This year, I've chosen to focus on Self-Publishing. It's something I've been doing for about 4 years now, and despite my low midlist status, I have learned quite a few things. Instead of hosting seminars and charging admission, or selling a book on How to Self Publish, I'm going to share this knowledge with you, the reader, FOR FREE. That's right, April is All About Self-Publishing.
If you're not interested in learning how to self-publish, or if you just can't read enough, check out my fiction blog over at STONE SOLDIERS. For the third year, I'm going to be doing listings of people, places, and things from my Supernatural Military Thriller series. But this year, instead of looking back at what's been done, I'm going to look ahead, and offer a sneak peak at what's to come in 2016 and 2017.
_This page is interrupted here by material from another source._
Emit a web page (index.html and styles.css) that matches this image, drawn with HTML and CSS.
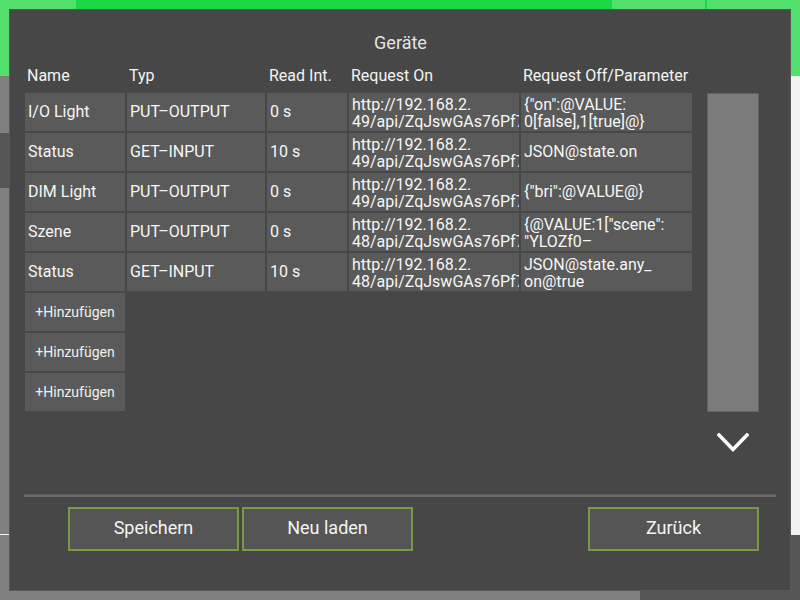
FILE: index.html
```html
<!DOCTYPE html>
<html lang="de">
<head>
<meta charset="utf-8">
<title>Geräte</title>
<link rel="stylesheet" href="styles.css">
</head>
<body>
<div class="page">
  <div class="topbar">
    <div class="seg light w76"></div>
    <div class="seg bright w536"></div>
    <div class="seg light w93"></div>
    <div class="seg bright w2"></div>
    <div class="seg light grow"></div>
  </div>
  <div class="below">
    <div class="left-panel">
      <div class="lp-gap1"></div>
      <div class="lp-dark"></div>
      <div class="lp-gap2"></div>
      <div class="lp-line"></div>
    </div>
    <div class="right-panel">
      <div class="rp-white"></div>
    </div>
  </div>
</div>

<div class="dialog">
  <div class="title">Geräte</div>
  <div class="main">
    <div class="table">
      <div class="grid head">
        <div class="hcell">Name</div>
        <div class="hcell">Typ</div>
        <div class="hcell">Read Int.</div>
        <div class="hcell">Request On</div>
        <div class="hcell">Request Off/Parameter</div>
      </div>
      <div class="grid rows">
        <div class="cell">I/O Light</div>
        <div class="cell">PUT–OUTPUT</div>
        <div class="cell">0 s</div>
        <div class="cell two">http://192.168.2.<br>49/api/ZqJswGAs76Pf7KqP3a</div>
        <div class="cell two">{"on":@VALUE:<br>0[false],1[true]@}</div>

        <div class="cell">Status</div>
        <div class="cell">GET–INPUT</div>
        <div class="cell">10 s</div>
        <div class="cell two">http://192.168.2.<br>49/api/ZqJswGAs76Pf7KqP3a</div>
        <div class="cell">JSON@state.on</div>

        <div class="cell">DIM Light</div>
        <div class="cell">PUT–OUTPUT</div>
        <div class="cell">0 s</div>
        <div class="cell two">http://192.168.2.<br>49/api/ZqJswGAs76Pf7KqP3a</div>
        <div class="cell">{"bri":@VALUE@}</div>

        <div class="cell">Szene</div>
        <div class="cell">PUT–OUTPUT</div>
        <div class="cell">0 s</div>
        <div class="cell two">http://192.168.2.<br>48/api/ZqJswGAs76Pf7KqP3a</div>
        <div class="cell two">{@VALUE:1["scene":<br>"YLOZf0–</div>

        <div class="cell">Status</div>
        <div class="cell">GET–INPUT</div>
        <div class="cell">10 s</div>
        <div class="cell two">http://192.168.2.<br>48/api/ZqJswGAs76Pf7KqP3a</div>
        <div class="cell two">JSON@state.any_<br>on@true</div>
      </div>
      <div class="adds">
        <div class="add">+Hinzufügen</div>
        <div class="add">+Hinzufügen</div>
        <div class="add">+Hinzufügen</div>
      </div>
    </div>
    <div class="side">
      <div class="track"></div>
      <svg class="chev" width="32" height="20" viewBox="0 0 32 20">
        <polyline points="2,2 16,16.5 30,2" fill="none" stroke="#ffffff" stroke-width="3.6" stroke-linecap="square" stroke-linejoin="miter"/>
      </svg>
    </div>
  </div>
  <div class="sep"></div>
  <div class="buttons">
    <div class="btn">Speichern</div>
    <div class="btn">Neu laden</div>
    <div class="btn push">Zurück</div>
  </div>
</div>
</body>
</html>
```

FILE: styles.css
```css
* { box-sizing: border-box; }
html, body {
  margin: 0;
  padding: 0;
  width: 800px;
  height: 600px;
  overflow: hidden;
  font-family: Roboto, "Liberation Sans", sans-serif;
}
.page {
  width: 800px;
  height: 600px;
  display: flex;
  flex-direction: column;
}
.topbar {
  height: 76px;
  display: flex;
}
.seg.light { background: #53df6b; }
.seg.bright { background: #1bd946; }
.w76 { width: 76px; }
.w536 { width: 536px; }
.w93 { width: 93px; }
.w2 { width: 2px; }
.grow { flex: 1; }
.below {
  flex: 1;
  display: flex;
}
.left-panel {
  width: 640px;
  background: #808080;
  display: flex;
  flex-direction: column;
}
.lp-gap1 { height: 57px; }
.lp-dark { height: 55px; background: #555555; }
.lp-gap2 { height: 346px; }
.lp-line { height: 1px; background: #f4f4f4; }
.right-panel {
  flex: 1;
  background: #555555;
}
.rp-white { height: 459px; background: #f2f2f2; }

.dialog {
  position: absolute;
  left: 9px;
  top: 9px;
  width: 782px;
  height: 582px;
  background: #474747;
  border: 1px solid #585858;
  padding: 21px 14px 0 15px;
  display: flex;
  flex-direction: column;
  color: #f2f2f2;
}
.title {
  height: 24px;
  line-height: 24px;
  font-size: 18px;
  text-align: center;
  color: #e4e4e4;
}
.main {
  margin-top: 9px;
  display: flex;
}
.table {
  width: 667px;
}
.grid {
  display: grid;
  grid-template-columns: 100px 138px 80px 170px 171px;
  column-gap: 2px;
}
.head {
  height: 22px;
  margin-bottom: 7px;
  padding-top: 1px;
}
.hcell {
  font-size: 16px;
  line-height: 22px;
  padding-left: 2px;
  white-space: nowrap;
  color: #f4f4f4;
}
.rows {
  row-gap: 2px;
}
.cell {
  height: 38px;
  background: #5a5a5a;
  font-size: 16px;
  line-height: 18px;
  padding-left: 3px;
  display: flex;
  align-items: center;
  white-space: nowrap;
  overflow: hidden;
  color: #f6f6f6;
}
.cell.two {
  line-height: 17.5px;
  padding-top: 2px;
}
.adds {
  margin-top: 2px;
  display: flex;
  flex-direction: column;
  gap: 2px;
}
.add {
  width: 100px;
  height: 38px;
  background: #5a5a5a;
  font-size: 14px;
  padding-bottom: 1px;
  display: flex;
  align-items: center;
  justify-content: center;
  color: #f0f0f0;
}
.side {
  margin-left: 15px;
  width: 52px;
  padding-top: 29px;
  display: flex;
  flex-direction: column;
  align-items: center;
}
.track {
  width: 52px;
  height: 319px;
  background: #7b7b7b;
  border: 1px solid #626262;
}
.chev {
  margin-top: 21px;
  display: block;
}
.sep {
  margin-top: 41px;
  margin-left: -1px;
  height: 3px;
  background: #6a6a6a;
  border-top: 1px solid #5c5c5c;
}
.buttons {
  margin-top: 10px;
  padding-left: 43px;
  padding-right: 17px;
  display: flex;
  gap: 3px;
}
.btn {
  width: 171px;
  height: 44px;
  background: #555555;
  border: 2px solid #789a48;
  font-size: 18px;
  padding-bottom: 3px;
  display: flex;
  align-items: center;
  justify-content: center;
  color: #f4f4f4;
}
.btn.push { margin-left: auto; }
```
Now back to self-pubbing...
When you hear, or read, the words "Boxed Set" what springs to mind? For me, it is Star Wars. I distinctly remember buying a set of all three Original trilogy movies, on VHS, that came in a cardboard box adorned with images from the films. This was my first "boxed set". So called because it comes in a box.
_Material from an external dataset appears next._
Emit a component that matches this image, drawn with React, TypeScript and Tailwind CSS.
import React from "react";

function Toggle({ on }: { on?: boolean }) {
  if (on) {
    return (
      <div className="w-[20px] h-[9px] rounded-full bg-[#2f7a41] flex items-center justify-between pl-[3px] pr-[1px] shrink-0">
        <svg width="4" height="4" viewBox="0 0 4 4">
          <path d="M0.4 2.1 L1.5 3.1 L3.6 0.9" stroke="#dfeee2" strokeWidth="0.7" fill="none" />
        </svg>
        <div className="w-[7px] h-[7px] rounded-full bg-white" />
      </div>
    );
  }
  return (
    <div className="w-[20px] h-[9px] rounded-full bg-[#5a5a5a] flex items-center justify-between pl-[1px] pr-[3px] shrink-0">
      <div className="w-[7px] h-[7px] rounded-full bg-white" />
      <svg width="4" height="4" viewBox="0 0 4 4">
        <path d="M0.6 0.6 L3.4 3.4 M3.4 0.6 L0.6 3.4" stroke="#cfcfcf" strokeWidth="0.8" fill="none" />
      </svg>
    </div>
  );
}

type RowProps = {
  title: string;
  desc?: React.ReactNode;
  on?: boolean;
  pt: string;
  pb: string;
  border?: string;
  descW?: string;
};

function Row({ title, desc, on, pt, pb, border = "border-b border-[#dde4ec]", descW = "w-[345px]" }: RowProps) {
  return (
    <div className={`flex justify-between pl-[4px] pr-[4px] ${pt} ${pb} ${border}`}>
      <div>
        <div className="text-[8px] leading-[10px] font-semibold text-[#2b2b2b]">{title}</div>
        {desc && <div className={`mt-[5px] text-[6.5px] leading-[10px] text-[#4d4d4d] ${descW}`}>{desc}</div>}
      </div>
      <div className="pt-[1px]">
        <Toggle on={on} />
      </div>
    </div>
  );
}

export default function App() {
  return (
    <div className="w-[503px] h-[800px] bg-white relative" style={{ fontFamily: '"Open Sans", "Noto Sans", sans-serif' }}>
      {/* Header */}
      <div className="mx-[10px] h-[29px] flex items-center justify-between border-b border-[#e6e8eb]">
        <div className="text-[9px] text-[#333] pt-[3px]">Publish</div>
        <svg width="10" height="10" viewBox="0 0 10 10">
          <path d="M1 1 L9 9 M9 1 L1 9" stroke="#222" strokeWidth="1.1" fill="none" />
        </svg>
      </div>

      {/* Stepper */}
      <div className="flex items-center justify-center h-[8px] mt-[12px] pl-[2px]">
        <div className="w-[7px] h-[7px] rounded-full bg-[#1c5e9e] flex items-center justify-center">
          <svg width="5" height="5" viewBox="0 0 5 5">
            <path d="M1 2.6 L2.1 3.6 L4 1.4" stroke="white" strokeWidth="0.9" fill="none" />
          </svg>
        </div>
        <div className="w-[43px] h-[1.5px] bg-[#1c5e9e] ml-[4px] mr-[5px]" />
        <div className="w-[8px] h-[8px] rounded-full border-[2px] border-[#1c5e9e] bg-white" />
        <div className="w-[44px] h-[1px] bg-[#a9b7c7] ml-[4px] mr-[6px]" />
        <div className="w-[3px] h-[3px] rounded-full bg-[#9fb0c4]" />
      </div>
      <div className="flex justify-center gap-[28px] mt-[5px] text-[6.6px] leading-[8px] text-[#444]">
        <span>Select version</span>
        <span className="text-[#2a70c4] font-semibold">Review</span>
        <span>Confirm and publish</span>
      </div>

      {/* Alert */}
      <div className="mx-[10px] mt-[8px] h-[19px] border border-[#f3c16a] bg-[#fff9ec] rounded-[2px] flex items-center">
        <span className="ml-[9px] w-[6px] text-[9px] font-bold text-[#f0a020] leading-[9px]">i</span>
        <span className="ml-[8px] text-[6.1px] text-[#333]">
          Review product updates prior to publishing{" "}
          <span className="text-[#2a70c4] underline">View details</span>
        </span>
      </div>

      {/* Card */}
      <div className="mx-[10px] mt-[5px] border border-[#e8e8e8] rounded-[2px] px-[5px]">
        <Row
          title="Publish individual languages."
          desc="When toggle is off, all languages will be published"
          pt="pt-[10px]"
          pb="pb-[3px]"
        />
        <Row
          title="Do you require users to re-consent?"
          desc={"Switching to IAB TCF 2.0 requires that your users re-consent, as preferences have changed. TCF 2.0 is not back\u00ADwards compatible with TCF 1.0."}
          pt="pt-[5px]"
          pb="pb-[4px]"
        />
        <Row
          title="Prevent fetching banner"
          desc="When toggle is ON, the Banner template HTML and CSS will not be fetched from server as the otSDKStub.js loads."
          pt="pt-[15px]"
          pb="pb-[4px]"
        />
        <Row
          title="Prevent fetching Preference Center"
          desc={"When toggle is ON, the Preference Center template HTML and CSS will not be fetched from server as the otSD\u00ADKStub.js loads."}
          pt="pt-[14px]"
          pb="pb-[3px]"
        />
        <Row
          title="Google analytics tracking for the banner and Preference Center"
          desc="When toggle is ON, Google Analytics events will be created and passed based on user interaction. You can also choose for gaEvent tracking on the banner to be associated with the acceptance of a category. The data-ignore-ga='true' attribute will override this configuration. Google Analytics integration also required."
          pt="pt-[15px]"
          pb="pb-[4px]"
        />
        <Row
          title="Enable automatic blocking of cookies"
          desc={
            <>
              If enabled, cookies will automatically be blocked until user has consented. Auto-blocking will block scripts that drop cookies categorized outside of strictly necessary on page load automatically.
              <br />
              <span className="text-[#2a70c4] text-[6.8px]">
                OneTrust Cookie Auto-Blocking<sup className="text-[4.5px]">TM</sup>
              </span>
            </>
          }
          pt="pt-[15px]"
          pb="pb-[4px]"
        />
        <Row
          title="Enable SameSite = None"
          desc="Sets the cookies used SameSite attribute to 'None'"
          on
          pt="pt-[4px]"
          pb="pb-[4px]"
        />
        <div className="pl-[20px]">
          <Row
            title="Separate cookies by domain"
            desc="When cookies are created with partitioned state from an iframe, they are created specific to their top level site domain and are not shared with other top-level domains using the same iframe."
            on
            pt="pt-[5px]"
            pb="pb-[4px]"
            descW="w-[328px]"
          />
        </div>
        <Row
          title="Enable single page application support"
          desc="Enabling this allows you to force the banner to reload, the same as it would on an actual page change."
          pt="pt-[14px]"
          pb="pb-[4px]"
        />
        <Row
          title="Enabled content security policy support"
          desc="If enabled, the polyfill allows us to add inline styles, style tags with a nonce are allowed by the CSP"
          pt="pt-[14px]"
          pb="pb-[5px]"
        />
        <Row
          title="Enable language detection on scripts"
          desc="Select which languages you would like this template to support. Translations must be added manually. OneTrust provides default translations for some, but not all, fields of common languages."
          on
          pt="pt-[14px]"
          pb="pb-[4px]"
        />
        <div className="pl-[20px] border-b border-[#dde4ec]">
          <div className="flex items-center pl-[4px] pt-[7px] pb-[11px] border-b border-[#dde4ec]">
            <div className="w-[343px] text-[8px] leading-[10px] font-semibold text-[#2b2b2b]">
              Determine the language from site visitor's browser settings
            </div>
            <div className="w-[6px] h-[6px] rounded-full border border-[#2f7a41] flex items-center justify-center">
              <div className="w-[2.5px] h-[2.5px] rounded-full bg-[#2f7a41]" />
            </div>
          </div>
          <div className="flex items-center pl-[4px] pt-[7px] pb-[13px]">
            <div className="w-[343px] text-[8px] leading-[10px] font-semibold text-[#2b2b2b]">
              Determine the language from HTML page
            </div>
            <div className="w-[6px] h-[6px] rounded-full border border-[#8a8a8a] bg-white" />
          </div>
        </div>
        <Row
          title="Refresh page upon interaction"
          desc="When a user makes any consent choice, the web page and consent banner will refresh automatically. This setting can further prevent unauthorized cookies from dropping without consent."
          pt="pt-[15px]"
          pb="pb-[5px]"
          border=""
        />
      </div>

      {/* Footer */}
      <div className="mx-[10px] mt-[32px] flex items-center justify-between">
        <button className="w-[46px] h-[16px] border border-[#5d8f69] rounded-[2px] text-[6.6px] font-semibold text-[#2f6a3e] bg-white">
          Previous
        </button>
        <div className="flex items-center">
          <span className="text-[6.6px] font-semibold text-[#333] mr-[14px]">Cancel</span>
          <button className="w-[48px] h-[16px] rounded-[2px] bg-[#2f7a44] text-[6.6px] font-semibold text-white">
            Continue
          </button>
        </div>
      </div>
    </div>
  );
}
Boxed sets have gone on to become a mainstay with movies. They can be particularly pricey, since you're getting so much content. But it is awfully convenient to get all that content in one package.
Books are no different. Books come in boxed content. Fancy hardback editions in custom boxes. My daughter's first boxed set was in the American Girl series, and looked something like this:
Before boxed sets though, there were collections of books called Anthologies. Basically, a book with a lot of stories in it, all from the same author or from different authors. And then there's the omnibus, a book that's actually three or more books in one. My first Omnibus was a Doc Savage collection I bought back in the 1980s...
Today there is a trend that absolutely irritates the shit out of me in the independant author circles. Self publishers are bundling their e-books together, then using graphics programs to create an image of what the box might look like if these were print books. They then sell these as "Boxed Sets."
I complained about this recently in my irregular Thor's Day Rants: "The Box is as Lie".
Why does it bother me? Because it's dishonest or stupid. Either these self-publishers are lying/trying to trick customers by creating the impression they have an actual boxed set, or they're too stupid to understand that boxed set literally means a set of things offered in a box.
Don't get me wrong, bundling is a fantastic idea. Sometimes, readers want to buy a shit ton of reading material in one pop. For them, the collection/omnibus/anthology is a Godsend. Personally, I every three books in my Stone Soldiers series is compiled into an omnibus and released a month after the final third installment. I've also compiled some of my shorts together. None of them sell as well as the individual installments but I like to give customers a choice.
If you're thinking about a compilation, think about price before you think about jumping on the idiot bandwagon and slinging cardboard descriptors about willy nilly. Readers will figure out what you're offering when you use the correct terminology: compilation, for example. What will really get their attention isn't some mock up of what a cardboard home for the print version of your work, but rather the price.
Don't charge full price for all the installments you've bundled. There's no incentive there for the reader to buy them at once. Instead, give them one of three for free or something. Three books normally listed at $2.99 each seem a lot more buyable when the omnibus price is $5.99.
Formatting might be problematic for longer works. Combining three of your 200,000 word epics in one file might make your laptop turn more sluggish than a snail in amber. You need to consider if it's really worth the effort. Will discounting your books produce results equal to the aggravation of a new version of your work?
After all my griping about incorrect terminology, I have to say that I'm not that inclined to do many more Omnibuses. They don't seem to sell that many copies. That could be due to my small audience, or it could be that since we're talking e-books, it doesn't matter if they're individual files or one huge one--they're all going on one electronic reader anyways.